December snuck up on me this year, leaving me spinning. What happened to November, to October, to June? I have lost time. Eight months at least. But here it is Quest-ing time again–a chance to begin again (in a golden land of opportunity and adventure).
But unlike that promise of a better life on some off-world colony, in this journey we won’t be given a handy potion to help us sleep through the trip. We’re going to have to get our hands dirty–to dig, to climb, to build and row our own lifeboats, to sleep where there is no shelter despite the falling snow.
Last year’s Quest was full of optimism and plans, and big, bold ideas for 2015, but the year hasn’t quite worked out that way. Life got in the way. Health got in the way. Money (or more precisely, lack thereof) got in the way. My own head got in the way. Then along came Quest 2016 and it seemed the perfect way to get back on track. Back to the big ideas I’d abandoned this year. And I have to say, being re-immersed in the embrace of this amazing group is invigorating. And I knew the answer to Prompt 1 as soon as I read it (at least the general idea of it).
Visionary: Susan Piver
Your Quest2016 Prompt today:
What I most need to tell myself about 2016 is…
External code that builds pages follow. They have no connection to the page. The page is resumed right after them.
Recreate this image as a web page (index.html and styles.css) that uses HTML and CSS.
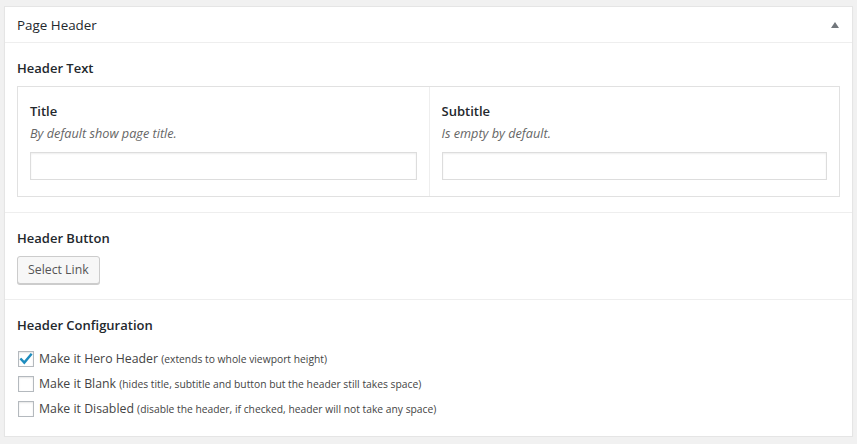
FILE: index.html
```html
<!DOCTYPE html>
<html lang="en">
<head>
<meta charset="utf-8">
<title>Page Header</title>
<link rel="stylesheet" href="styles.css">
</head>
<body>
<div class="postbox">
  <div class="postbox-header">
    <h2 class="postbox-title">Page Header</h2>
    <span class="toggle-arrow" aria-hidden="true"></span>
  </div>
  <div class="field">
    <div class="field-label">Header Text</div>
    <div class="group">
      <div class="subfield">
        <div class="sub-label">Title</div>
        <p class="desc">By default show page title.</p>
        <input class="text-input" type="text">
      </div>
      <div class="subfield">
        <div class="sub-label">Subtitle</div>
        <p class="desc">Is empty by default.</p>
        <input class="text-input" type="text">
      </div>
    </div>
  </div>
  <div class="field">
    <div class="field-label">Header Button</div>
    <button class="button" type="button">Select Link</button>
  </div>
  <div class="field">
    <div class="field-label">Header Configuration</div>
    <ul class="checklist">
      <li class="check-row">
        <span class="checkbox checked"><svg viewBox="0 0 16 16" width="16" height="16"><path d="M3.2 8.4 L6.3 11.6 L12.9 3.6" fill="none" stroke="#1e8cbe" stroke-width="2.4" stroke-linecap="square"/></svg></span>
        <span class="check-text">Make it Hero Header <small class="note">(extends to whole viewport height)</small></span>
      </li>
      <li class="check-row">
        <span class="checkbox"></span>
        <span class="check-text">Make it Blank <small class="note">(hides title, subtitle and button but the header still takes space)</small></span>
      </li>
      <li class="check-row">
        <span class="checkbox"></span>
        <span class="check-text">Make it Disabled <small class="note">(disable the header, if checked, header will not take any space)</small></span>
      </li>
    </ul>
  </div>
</div>
</body>
</html>
```
FILE: styles.css
```css
html, body {
  margin: 0;
  padding: 0;
}
body {
  background: #f1f1f1;
  padding: 6px 4px 0 4px;
  font-family: "Open Sans", "Noto Sans", sans-serif;
  color: #444;
}
.postbox {
  background: #fff;
  border: 1px solid #e5e5e5;
  box-shadow: 0 1px 1px rgba(0,0,0,0.04);
}
.postbox-header {
  display: flex;
  align-items: center;
  justify-content: space-between;
  height: 35px;
  padding: 0 13px 0 12px;
  border-bottom: 1px solid #eee;
}
.postbox-title {
  margin: 0;
  font-size: 13.4px;
  font-weight: 400;
  color: #23282d;
  line-height: 20px;
}
.toggle-arrow {
  width: 0;
  height: 0;
  border-left: 4.5px solid transparent;
  border-right: 4.5px solid transparent;
  border-bottom: 6px solid #72777c;
}
.field {
  padding: 15px 12px;
  border-top: 1px solid #eee;
}
.postbox-header + .field {
  border-top: 0;
}
.field-label {
  font-size: 13px;
  font-weight: 600;
  color: #23282d;
  line-height: 20px;
  margin-bottom: 8px;
}
.group {
  display: grid;
  grid-template-columns: 1fr 1fr;
  border: 1px solid #e1e1e1;
}
.subfield {
  padding: 15px 12px 16px;
}
.subfield + .subfield {
  border-left: 1px solid #eee;
}
.sub-label {
  font-size: 13px;
  font-weight: 600;
  color: #23282d;
  line-height: 18px;
  margin-bottom: 3px;
}
.desc {
  margin: 0 0 9px;
  font-size: 12.7px;
  font-style: italic;
  color: #666;
  line-height: 20px;
}
.text-input {
  display: block;
  box-sizing: border-box;
  width: 100%;
  height: 28px;
  margin: 0;
  border: 1px solid #ddd;
  box-shadow: inset 0 1px 2px rgba(0,0,0,0.07);
  background: #fff;
  font: inherit;
}
.button {
  box-sizing: border-box;
  height: 28px;
  padding: 0 10px 1px;
  margin: 0;
  font-family: inherit;
  font-size: 12.3px;
  color: #555;
  background: #f7f7f7;
  border: 1px solid #ccc;
  border-radius: 3px;
  box-shadow: 0 1px 0 #ccc;
  line-height: 26px;
}
.checklist {
  list-style: none;
  margin: 0;
  padding: 3px 0 0;
}
.check-row {
  display: flex;
  align-items: center;
  height: 25px;
}
.checkbox {
  box-sizing: border-box;
  width: 16px;
  height: 16px;
  margin: 0 5px 0 1px;
  border: 1px solid #b4b9be;
  background: #fff;
  box-shadow: inset 0 1px 2px rgba(0,0,0,0.1);
  position: relative;
  flex: none;
}
.checkbox svg {
  position: absolute;
  left: -1px;
  top: -1px;
}
.check-text {
  font-size: 12.3px;
  color: #444;
  line-height: 20px;
}
.note {
  font-size: 10.3px;
  color: #444;
}
```
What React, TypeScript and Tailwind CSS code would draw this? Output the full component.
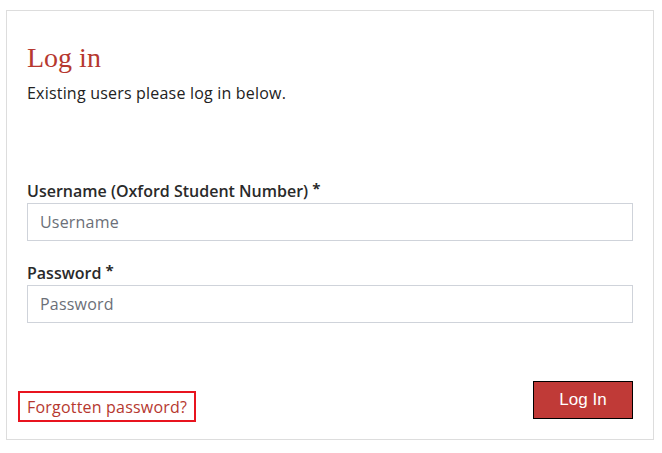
import React from "react";

export default function App() {
  return (
    <div className="pl-[6px] pt-[10px] bg-white" style={{ fontFamily: '"Open Sans", "Liberation Sans", sans-serif' }}>
      <div className="w-[648px] h-[430px] border border-[#dddddd] px-[20px] flex flex-col">
        <h1
          className="mt-[31px] text-[28px] leading-[32px] text-[#b6382f] font-normal"
          style={{ fontFamily: '"Liberation Serif", "DejaVu Serif", serif' }}
        >
          Log in
        </h1>
        <p className="mt-[8px] text-[16px] leading-[22px] tracking-[0.2px] text-[#222]">Existing users please log in below.</p>

        <label className="mt-[76px] block text-[16px] leading-[22px] font-semibold text-[#2a2a2a]">
          Username (Oxford Student Number) <span className="relative -top-[3px] font-bold text-[15px]">*</span>
        </label>
        <input
          className="mt-[1px] h-[38px] w-full border border-[#cfd3da] px-[12px] text-[16px] tracking-[0.2px] text-[#333] placeholder:text-[#6b6f78] outline-none"
          placeholder="Username"
        />

        <label className="mt-[21px] block text-[16px] leading-[22px] font-semibold text-[#2a2a2a]">
          Password <span className="relative -top-[3px] font-bold text-[15px]">*</span>
        </label>
        <input
          type="password"
          className="mt-[1px] h-[38px] w-full border border-[#cfd3da] px-[12px] text-[16px] tracking-[0.2px] text-[#333] placeholder:text-[#6b6f78] outline-none"
          placeholder="Password"
        />

        <div className="mt-[58px] flex justify-between items-start">
          <a
            href="#"
            className="-ml-[9px] mt-[10px] border-2 border-[#e8141f] px-[7px] h-[31px] flex items-center text-[16px] tracking-[0.2px] text-[#b6382f]"
          >
            Forgotten password?
          </a>
          <button
            className="w-[100px] h-[38px] bg-[#c03a37] border border-black text-white text-[17px]"
            style={{ fontFamily: '"Liberation Sans", Arial, sans-serif' }}
          >
            Log In
          </button>
        </div>
      </div>
    </div>
  );
}
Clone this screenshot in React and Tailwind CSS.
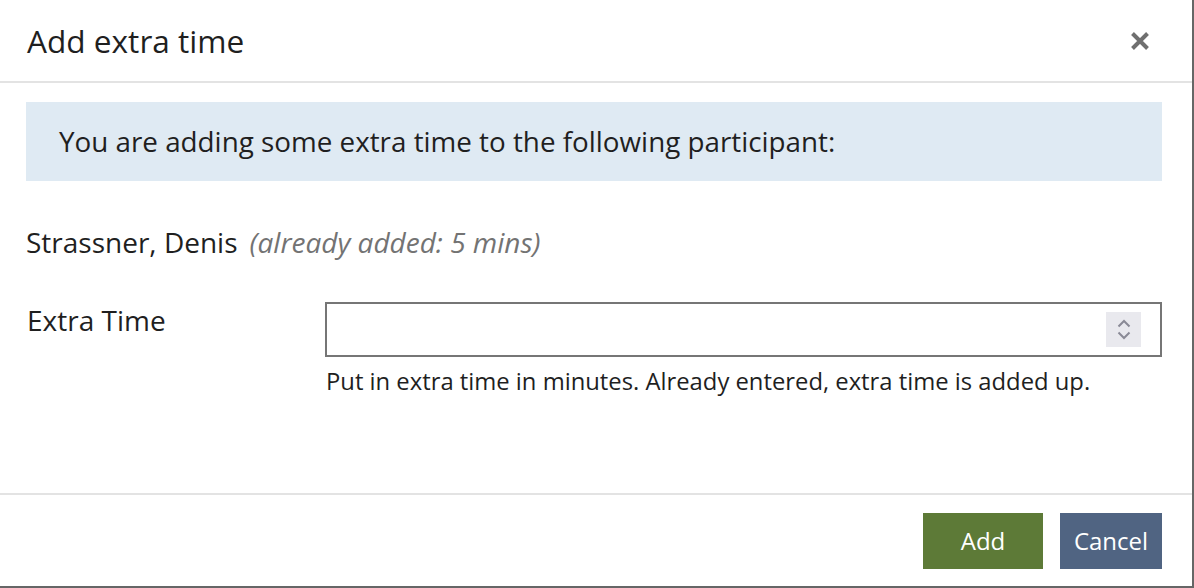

What do I most need to tell myself in 2016? That I don’t have to put all this pressure on myself to know what exactly I am trying to build or where exactly I am trying to get to. That it’s okay to gather supplies, hone skills, let ideas percolate before I fly into action. Because I have been paralyzing myself trying to force the unformed to match my will, instead of allowing it to grow organically and reveal its true shape. And I know from experience that my best work has arisen at its own insistence and not at mine, and that somewhere at the center of the Venn diagram that maps the things that matter most to me there is alchemy afoot. Alchemy that has its own agenda. My job will be to give it what it needs. To feed this glorious, becoming beast instead of trying to cage it. #TellYourself
And then came Prompt 2…
Visionary: Jonathan Fields
Your Quest2016 Prompt today:
You wake up to discover a knock at your door. A wealthy uncle you barely knew has passed and left you a fortune. It’s more than enough to live out your days in glorious splendor, but there is a condition. To be eligible to collect, you must commit your full-time working energies to the pursuit of an answer to a single question of your choosing for the next 12 months.
You are welcome to continue that pursuit after the year ends, for years or decades if it warrants, but you must remain fully focused on seeking the answer until the last minute of the 365th day. A minute shorter, the entire inheritance goes to your annoying and equally long lost cousin, Philly.
What is your question?
Because this prompt was posted sometime in the wee hours Eastern Daylight Time and I am a bit of an insomniac, I read it last night before I went to bed, so when I woke up, I was ready to dive in. Especially since I had already written a question on a similar topic (but without the money trope) for another group I belong to. That question asked:
What might happen if I approached art as a practice and let my true work arise instead of trying to force or control it?
Because my best work has always been a direct response to events in the lives of the people I care about, I figured responding to events in the world shouldn’t be any harder.
So I wrote some more, made lists of what matters to me and what types of expression appeal to me, and churned it all around until I came up with several versions of a related question that mentioned things like “finding the art within me,” and “inspiring a more beautiful and connected life and world,” and “unique, meaningful, and impactful art,” and then I had to go to work so I left it with the intention to come home, polish it up, and post it and that would be that so bring on Prompt 3!
Except that’s not what happened. Because it wasn’t right. It was missing the most important ingredient: the people I care about.
That’s the funny thing about dropping out of your life for a year–when you finally decide to crawl out of the hole you’ve been hibernating in, it might not still be there. Or it might, but seeing it with fresh eyes, you may find that it wasn’t really what you thought.
So I can sit here typing, telling you about my grand dreams and how this is the year I will finally get my act together and write that book, or publish that poetry collection, or make those quilts, but it wouldn’t be honest. Because the truth is, at this point, there are very few things I know are true, but one of them is:
If I had only one year left to live I wouldn’t spend it sitting alone in my room writing or sewing or worrying about how to change the world. I would spend every moment I could being with the people I love (ideally somewhere exotic and breathtakingly beautiful)..
So, where does that leave my question?
How can I reshape my life to better connect with the people who are most important to me?
Because without them, at least for me, the “work” doesn’t mean much.